“Making Ends Meet” by Preeti Gujar, Mumbai

Love and Heartbreak August 26, 2011 21:03

topic: LOVE AND HEARTBREAK medium: TEXT

 

She gazed at her new born baby with love.  She heard the doctor come in and stand beside her.  Her voice bore the strain of yet another child-birth following the many years of having patiently raised her children.

“I hope you’ve done what I asked you to….”

As she uttered these words she felt her entire life flashing in front of her eyes.

She had fallen in love at 18. He was just a year older.  Love had blossomed in the midst of testing times. He was unemployed and an orphan. Her family made ends meet based on the meagre earnings of her parents who toiled away their days in the high-rises of the city before returning to their slimy slum at night.  They used to own a little land in their village but lost it to greedy money lenders leaving no option for her parents but to migrate to the city.

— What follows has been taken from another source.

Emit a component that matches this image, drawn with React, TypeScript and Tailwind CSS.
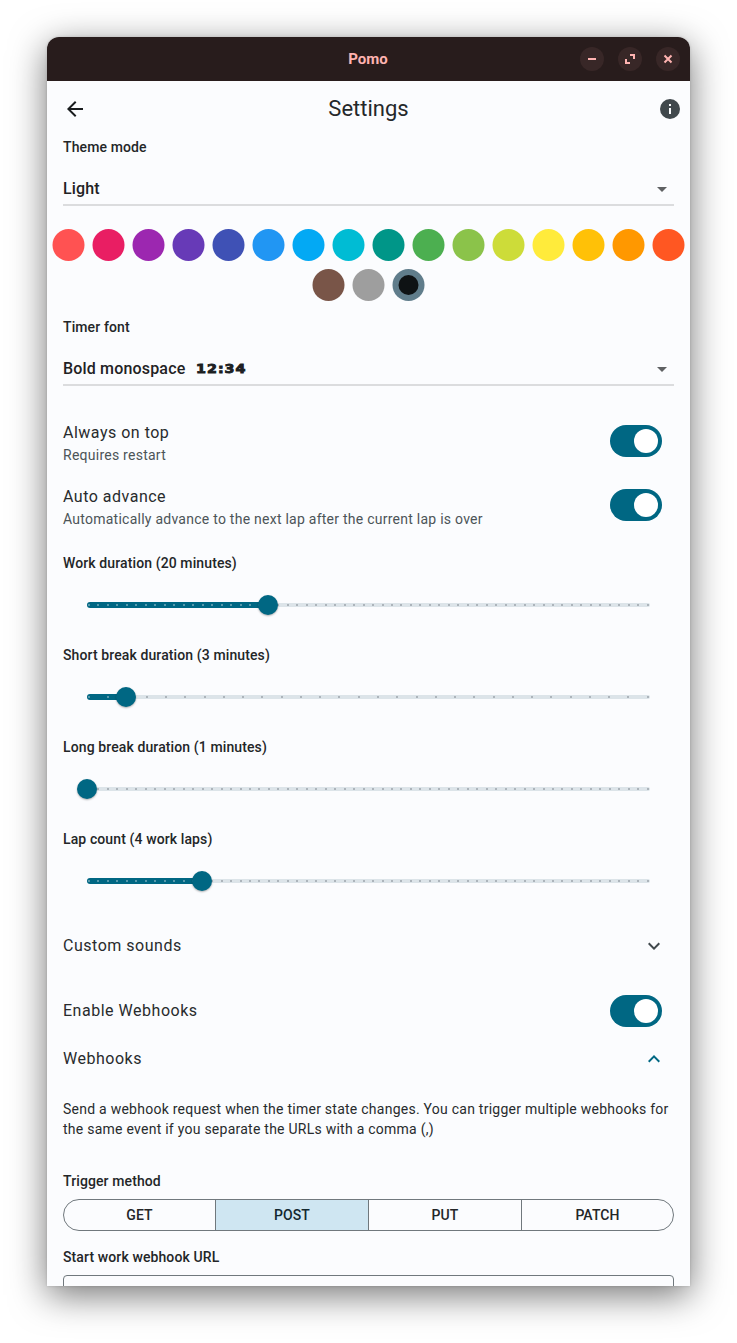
import React from "react";

const swatches = [
  "bg-[#ff5252]", "bg-[#e91e63]", "bg-[#9c27b0]", "bg-[#673ab7]", "bg-[#3f51b5]",
  "bg-[#2196f3]", "bg-[#03a9f4]", "bg-[#00bcd4]", "bg-[#009688]", "bg-[#4caf50]",
  "bg-[#8bc34a]", "bg-[#cddc39]", "bg-[#ffeb3b]", "bg-[#ffc107]", "bg-[#ff9800]",
  "bg-[#ff5722]", "bg-[#795548]", "bg-[#9e9e9e]", "bg-[#607d8b]",
];
const selectedSwatch = 18;

function Label({ children }: { children: React.ReactNode }) {
  return <div className="h-5 text-[14px] font-medium leading-5 tracking-[0.11px] text-[#232628]">{children}</div>;
}

function Select({ children }: { children: React.ReactNode }) {
  return (
    <div className="flex h-[34px] items-center justify-between border-b-2 border-[#dbdcde] pr-[7px] text-[16px] font-medium leading-6 tracking-[0.17px] text-[#1f2224]">
      <span className="flex items-center pt-0.5">{children}</span>
      <svg width="10" height="5" viewBox="0 0 10 5" className="mt-0.5 fill-[#5f6163]">
        <path d="M0 0h10L5 5z" />
      </svg>
    </div>
  );
}

function Toggle() {
  return (
    <div role="switch" aria-checked="true" className="flex h-8 w-[52px] items-center justify-end rounded-full bg-[#006783] p-1">
      <div className="size-6 rounded-full bg-white" />
    </div>
  );
}

function ToggleRow({ title, detail }: { title: string; detail: string }) {
  return (
    <div className="flex h-16 items-center justify-between pr-3">
      <div className="pt-1">
        <div className="text-[16px] leading-6 tracking-[0.5px] text-[#282b2d]">{title}</div>
        <div className="text-[14px] leading-5 tracking-[0.25px] text-[#4c5458]">{detail}</div>
      </div>
      <Toggle />
    </div>
  );
}

function Ticks({ count, className }: { count: number; className: string }) {
  return (
    <div className="flex h-full w-[563px] items-center justify-between px-px">
      {Array.from({ length: count }, (_, i) => (
        <span key={i} className={`size-0.5 rounded-full ${className}`} />
      ))}
    </div>
  );
}

function Slider({ label, steps, value }: { label: string; steps: number; value: number }) {
  const percent = `${(value / steps) * 100}%`;
  return (
    <div className="h-[92px]">
      <Label>{label}</Label>
      <div className="ml-6 mt-2 flex h-12 w-[563px] items-center">
        <div className="relative h-1 w-full rounded-full bg-[#dce4e9]">
          <Ticks count={steps + 1} className="bg-[#9ca5ab]" />
          <div className="absolute -top-px left-0 h-1.5 overflow-hidden rounded-full bg-[#006783]" style={{ width: percent }}>
            <Ticks count={steps + 1} className="bg-[#73a8b9]" />
          </div>
          <div
            className="absolute -top-2 size-5 -translate-x-1/2 rounded-full bg-[#006783] shadow-[0_1px_2px_rgba(0,0,0,0.3)]"
            style={{ left: percent }}
          />
        </div>
      </div>
    </div>
  );
}

function Chevron({ up }: { up?: boolean }) {
  return (
    <svg width="24" height="24" viewBox="0 0 24 24" className={up ? "fill-[#006783]" : "fill-[#40484c]"}>
      <path d={up ? "M12 8l-6 6 1.41 1.41L12 10.83l4.59 4.58L18 14z" : "M16.59 8.59 12 13.17 7.41 8.59 6 10l6 6 6-6z"} />
    </svg>
  );
}

function WindowButton({ children }: { children: React.ReactNode }) {
  return (
    <button className="flex size-6 items-center justify-center rounded-full bg-[#382727]">
      <svg width="12" height="12" viewBox="0 0 12 12" fill="none" strokeWidth="2" className="stroke-[#ffb3b1]">
        {children}
      </svg>
    </button>
  );
}

export default function App() {
  return (
    <div className="h-[1343px] w-[737px] overflow-hidden bg-white px-[47px] pt-[37px] font-['Roboto',sans-serif] text-[#191c1e]">
      <div className="flex h-[1249px] w-[643px] flex-col rounded-t-[12px] shadow-[0_0_3px_rgba(0,0,0,0.15),0_9px_36px_rgba(0,0,0,0.55)]">
        <header className="grid h-11 shrink-0 grid-cols-[1fr_auto_1fr] items-center rounded-t-[12px] bg-[#281c1c] px-2.5">
          <span />
          <h1 className="pr-px text-[15px] font-bold leading-5 text-[#ffb3b1]">Pomo</h1>
          <div className="flex justify-end gap-3.5">
            <WindowButton><path d="M2 6h8" /></WindowButton>
            <WindowButton><path d="M6 2h4v4M2 6v4h4" /></WindowButton>
            <WindowButton><path d="m2.5 2.5 7 7m0-7-7 7" /></WindowButton>
          </div>
        </header>

        <main className="min-h-0 flex-1 overflow-hidden bg-[#fbfcfe]">
          <div className="grid h-14 grid-cols-[1fr_auto_1fr] items-center pl-2 pr-2">
            <svg width="24" height="24" viewBox="0 0 24 24" className="ml-2 fill-[#191c1e]">
              <path d="M20 11H7.83l5.59-5.59L12 4l-8 8 8 8 1.41-1.41L7.83 13H20z" />
            </svg>
            <h2 className="text-[22px] leading-7 text-[#25282a]">Settings</h2>
            <svg width="24" height="24" viewBox="0 0 24 24" className="justify-self-end fill-[#40484c]">
              <path d="M12 2a10 10 0 1 0 0 20 10 10 0 0 0 0-20zm1 15h-2v-6h2zm0-8h-2V7h2z" />
            </svg>
          </div>

          <section className="px-4">
            <Label>Theme mode</Label>
            <div className="pt-[15px]"><Select>Light</Select></div>
          </section>

          <div className="mt-[19px] flex translate-x-[0.5px] flex-wrap justify-center pr-px">
            {swatches.map((color, i) => (
              <div key={color} className="flex size-10 items-center justify-center">
                <div className={`flex size-8 items-center justify-center rounded-full ${color}`}>
                  {i === selectedSwatch && <div className="size-5 rounded-full bg-[#0e1214]" />}
                </div>
              </div>
            ))}
          </div>

          <section className="px-4 pt-3">
            <Label>Timer font</Label>
            <div className="pt-[15px]">
              <Select>
                Bold monospace
                <span className="ml-[11px] origin-left scale-x-[1.14] font-['DejaVu_Sans'] text-[12.5px] font-bold leading-5 tracking-[0.9px] [-webkit-text-stroke:0.9px_#191c1e]">12:34</span>
              </Select>
            </div>

            <div className="pt-[23px]">
              <ToggleRow title="Always on top" detail="Requires restart" />
              <ToggleRow title="Auto advance" detail="Automatically advance to the next lap after the current lap is over" />
            </div>

            <div className="pt-4">
              <Slider label="Work duration (20 minutes)" steps={59} value={19} />
              <Slider label="Short break duration (3 minutes)" steps={29} value={2} />
              <Slider label="Long break duration (1 minutes)" steps={59} value={0} />
              <Slider label="Lap count (4 work laps)" steps={59} value={12} />
            </div>

            <div className="flex h-[49px] items-center justify-between pr-2 text-[16px] tracking-[0.52px] text-[#282b2d]">
              Custom sounds
              <Chevron />
            </div>
            <div className="mt-4 flex h-[49px] items-center justify-between pr-3 text-[16px] tracking-[0.52px] text-[#282b2d]">
              Enable Webhooks
              <Toggle />
            </div>
            <div className="flex h-12 items-center justify-between pr-2 text-[16px] tracking-[0.52px] text-[#282b2d]">
              Webhooks
              <Chevron up />
            </div>

            <p className="mt-4 w-[611px] text-[14px] leading-5 tracking-[0.25px] text-[#282b2d]">
              Send a webhook request when the timer state changes. You can trigger multiple webhooks for the same event if you separate the URLs with a comma (,)
            </p>

            <div className="mt-8">
              <Label>Trigger method</Label>
            </div>
            <div className="mt-2 grid h-8 grid-cols-[151px_153px_153px_152px] overflow-hidden rounded-full border border-[#70787d] text-center text-[14px] font-medium leading-[30px] tracking-[0.1px] text-[#232628]">
              <div>GET</div>
              <div className="border-l border-[#70787d] bg-[#cfe6f2] text-[#142830]">POST</div>
              <div className="border-l border-[#70787d]">PUT</div>
              <div className="border-l border-[#70787d]">PATCH</div>
            </div>
            <div className="mt-4">
              <Label>Start work webhook URL</Label>
            </div>
            <div className="mt-2 h-14 rounded border border-[#70787d]" />
          </section>
        </main>
      </div>
    </div>
  );
}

Truly, madly, deeply in love these lovers spent their whirlwind courtship period by regularly stealing money from their parents.  For a while it seemed so simple.

When the parents found out – about the stealing and about the relationship they were furious.

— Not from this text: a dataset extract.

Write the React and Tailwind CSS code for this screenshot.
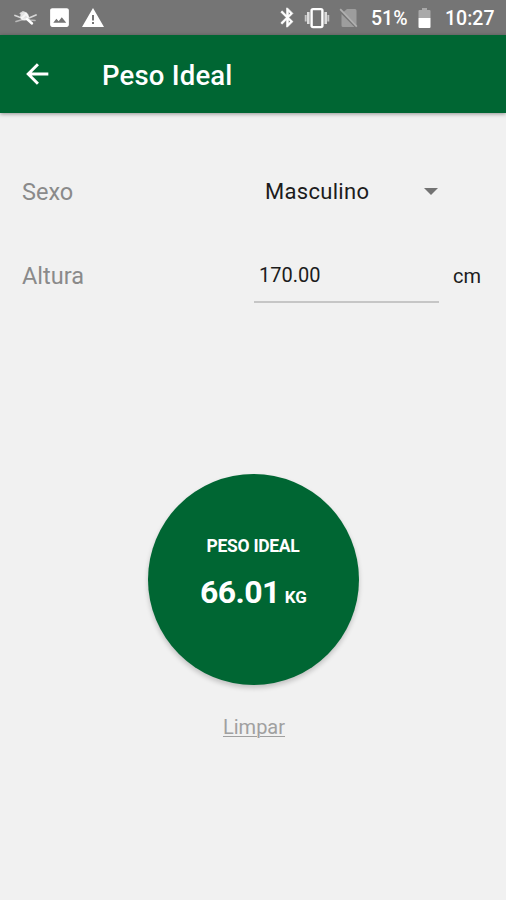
import React from 'react'

const StatusBar = () => (
  <div className="flex h-[35px] items-center bg-[#757575] text-white">
    {/* Notifications */}
    <svg className="ml-[14px] h-[20px] w-[24px] shrink-0" viewBox="0 0 24 20" fill="none" stroke="#fff" strokeLinecap="round">
      <path d="M1 7.5 5 9l3 1 4-4 3 4 7-3" strokeWidth="1.8" opacity=".7" />
      <path d="M2 13.5 7 12l4-1 5 1 5 .5" strokeWidth="1.6" opacity=".5" />
      <path d="M6.5 5.5 9 4l3 1" strokeWidth="1.8" opacity=".7" />
      <ellipse cx="10.5" cy="8.5" rx="4.2" ry="4" fill="#fff" stroke="none" opacity=".8" />
      <path d="m13 11 5 4.5" strokeWidth="2.4" />
    </svg>
    <svg className="ml-[9px] h-[25px] w-[25px] shrink-0" viewBox="0 0 24 24" fill="#fff">
      <path d="M21 19V5c0-1.100-.9-2-2-2H5c-1.100 0-2 .9-2 2v14c0 1.100.9 2 2 2h14c1.100 0 2-.9 2-2zM6 17l3-3.700 2.200 2.200 3-3.700L18.500 17z" />
    </svg>
    <svg className="ml-[9px] h-[24px] w-[24px] shrink-0" viewBox="0 0 24 24" fill="#fff">
      <path d="M1 21h22L12 2 1 21zm12-3h-2v-2h2v2zm0-3.500h-2v-5.500h2v5.500z" />
    </svg>

    {/* System icons */}
    <svg className="ml-[171px] h-[23px] w-[23px] shrink-0" viewBox="0 0 24 24" fill="#fff" stroke="#fff" strokeWidth=".6">
      <path d="M17.710 7.710L12 2h-1v7.590L6.410 5 5 6.410 10.590 12 5 17.590 6.410 19 11 14.410V22h1l5.710-5.710-4.300-4.290 4.300-4.290zM13 5.830l1.880 1.880L13 9.590V5.830zm1.880 10.460L13 18.170v-3.760l1.880 1.880z" />
    </svg>
    <svg className="ml-[5px] h-[24px] w-[26px] shrink-0" viewBox="0 0 26 24" fill="none" stroke="#fff">
      <rect x="7.600" y="3.100" width="10.800" height="18" rx="1.500" strokeWidth="2.400" />
      <path d="M4.300 6v12M21.700 6v12" strokeWidth="2.600" opacity=".75" />
      <path d="M1.700 9v6.500M24.300 9v6.500" strokeWidth="1.900" opacity=".6" />
    </svg>
    <svg className="ml-[9px] h-[24px] w-[20px] shrink-0" viewBox="0 0 20 24">
      <path d="M8 3h8a1.500 1.500 0 0 1 1.500 1.500v15.200L4 6.500zM2.500 8l13 13H4a1.500 1.500 0 0 1-1.500-1.500z" fill="#9d9d9d" />
      <path d="m1.200 3.200 16.600 17.400" stroke="#b0b0b0" strokeWidth="1.700" />
    </svg>
    <span className="ml-[12px] w-[47px] pt-[3px] text-[19.5px] font-medium leading-none">51%</span>
    <svg className="h-[22px] w-[13px] shrink-0" viewBox="0 0 13 22">
      <path d="M4 1h5v2h2.500a1 1 0 0 1 1 1v7H.5V4a1 1 0 0 1 1-1H4z" fill="#a9a9a9" />
      <path d="M.5 11h12v9a1 1 0 0 1-1 1h-10a1 1 0 0 1-1-1z" fill="#fff" />
    </svg>
    <span className="ml-[14px] whitespace-nowrap pt-[3px] text-[19.5px] font-medium leading-none">10:27</span>
  </div>
)

const AppBar = () => (
  <header className="relative flex h-[78px] items-center bg-[#006633] text-white shadow-[0_1px_4px_rgba(0,0,0,0.4)]">
    <button className="ml-[21px]" aria-label="Voltar">
      <svg className="h-[32px] w-[32px]" viewBox="0 0 24 24" fill="none" stroke="currentColor" strokeWidth="2.2">
        <path d="M20.500 12H5.500M12.700 4.700 5.400 12l7.300 7.300" />
      </svg>
    </button>
    <h1 className="ml-[49px] mt-[3px] text-[27.5px] font-medium leading-none tracking-[0.2px]">Peso Ideal</h1>
  </header>
)

const App = () => {
  return (
    <div className="flex h-[900px] w-[506px] flex-col overflow-hidden bg-[#f1f1f1] font-[Roboto,sans-serif]">
      <StatusBar />
      <AppBar />

      {/* Form */}
      <div className="flex flex-col pl-[22px] pt-[53px]">
        <div className="flex h-[50px] items-center">
          <span className="w-[243px] pt-[3px] text-[23.5px] text-[#8a8a8a]">Sexo</span>
          <span className="w-[159px] text-[22px] tracking-[0.3px] text-[#1c1c1c]">Masculino</span>
          <svg className="h-[7px] w-[14px]" viewBox="0 0 14 7" fill="#737373">
            <path d="M0 0h14L7 7z" />
          </svg>
        </div>
        <div className="mt-[35px] flex h-[52px] items-center">
          <span className="w-[232px] text-[23.5px] text-[#8a8a8a]">Altura</span>
          <input
            className="h-[52px] w-[185px] border-b-2 border-[#c6c6c6] bg-transparent pb-[2px] pl-[5px] text-[20px] text-[#1c1c1c] outline-none"
            defaultValue="170.00"
            aria-label="Altura"
          />
          <span className="ml-[14px] pb-[2px] text-[20px] text-[#1c1c1c]">cm</span>
        </div>
      </div>

      {/* Result */}
      <div className="mt-[171px] flex flex-col items-center">
        <div className="flex h-[211px] w-[211px] flex-col items-center rounded-full bg-[#006633] pt-[62px] text-white shadow-[0_3px_5px_rgba(0,0,0,0.2)]">
          <div className="text-[17.5px] font-bold leading-[20px] tracking-[-0.3px]">PESO IDEAL</div>
          <div className="ml-px mt-[16px] flex items-baseline gap-[5px] leading-[40px]">
            <span className="text-[32px] font-bold tracking-[-0.6px]">66.01</span>
            <span className="text-[17px] font-bold">KG</span>
          </div>
        </div>
        <button className="ml-[2px] mt-[27px] text-[20px] leading-[30px] text-[#a0a0a0] underline decoration-1 underline-offset-2">Limpar</button>
      </div>
    </div>
  )
}

export default App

“He is an unemployed youth!  How will he feed you?  I have been toiling hard to raise you and pay for your brother’s schooling and you go about spending all the money on that good for nothing loafer!” screamed her father.

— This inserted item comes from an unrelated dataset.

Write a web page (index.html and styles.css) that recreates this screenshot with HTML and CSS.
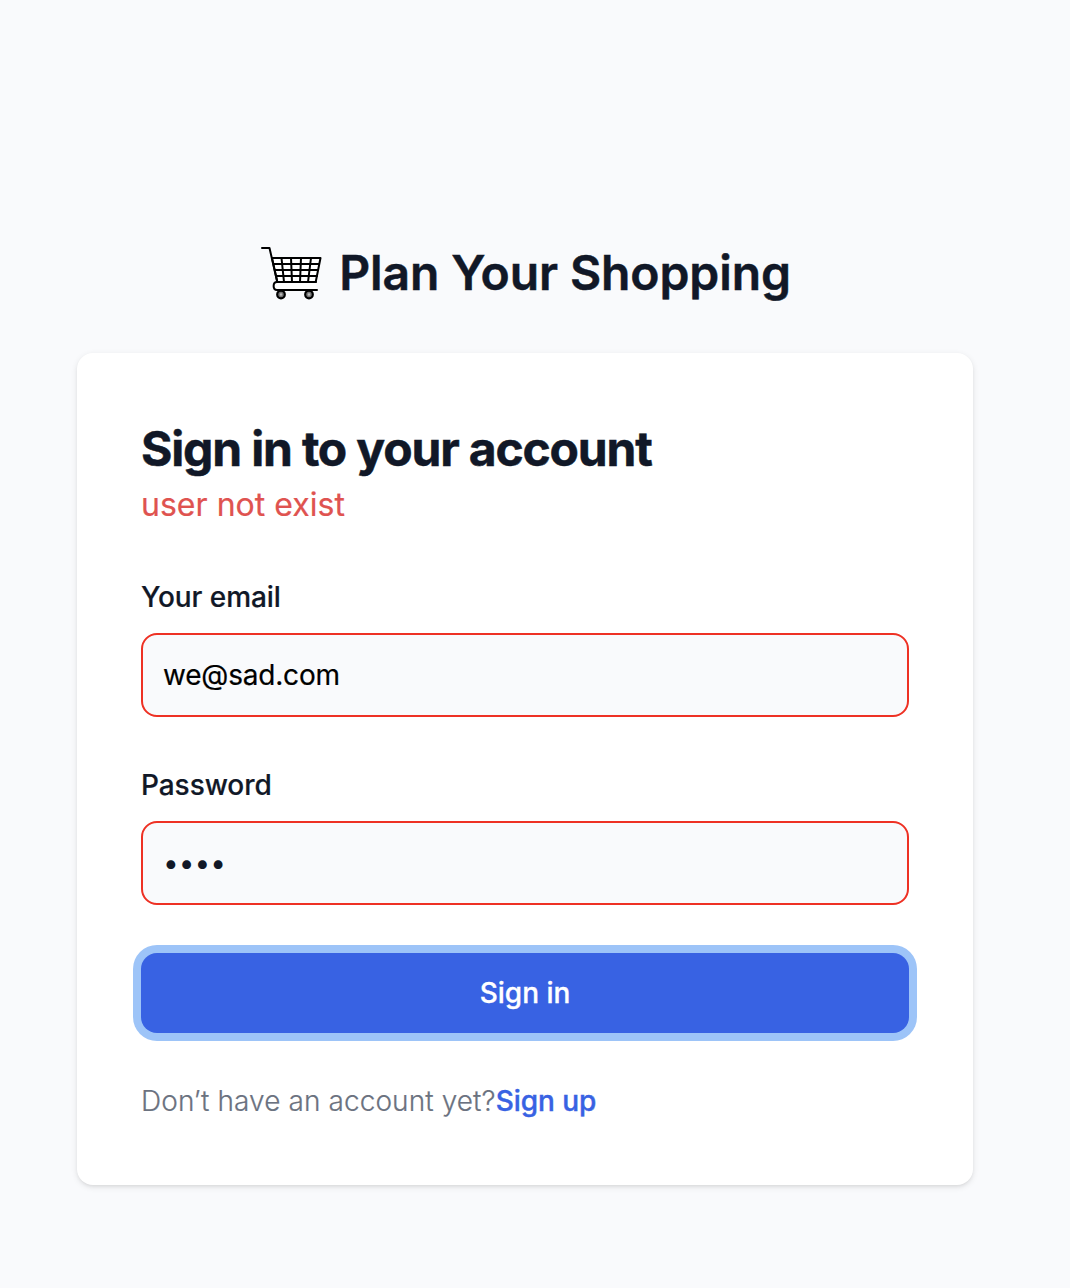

The young couple decided to follow their on-screen Bollywood idols and elope from her seemingly uncaring parents.  She looked forward to being a loving homemaker – cooking and cleaning and waiting for her husband to come from work.

But life had other plans.  With no money they could only find a small hut in a slum in the suburbs of Mumbai far away from their parent’s home.  The first few months they lived off the money some friends and well-wishers had given as a wedding gift.  He still hadn’t found any employment.  The money was dwindling.  The debts at the grocery were rising.  Little did she know that his debt at gambling at the local country bar and liquor bills were rising too.

In the midst of this mess, she got pregnant.  When he learnt about the child, he increased drinking out of anxiety of how he would make ends meet. Filled with an alcohol fuelled rage he started to beat her every night.

She didn’t know what to do or whom to turn to.

Thanks to the wafer thin walls of the hut, her neighbour had heard her entire ordeal. She helped her get a job as a maid at an apartment complex nearby.  Seven years and after having given birth to four lovely little girls, and raising them in the same small little hut that was home, she had found herself again in the labour room.  Her husband was still unemployed and a drunkard yet she still loved him dearly.

“Yes, we tied the tubes…” said the doctor.

She smiled contented knowing now that the doctor has made the ends of the tubes meet she could finally manage to make ends meet. There would be no more extra mouths to feed.  She had finally given birth to a son who would someday in this patriarchal society, take care of the family and of her.

She closed her eyes and drifted off to sleep.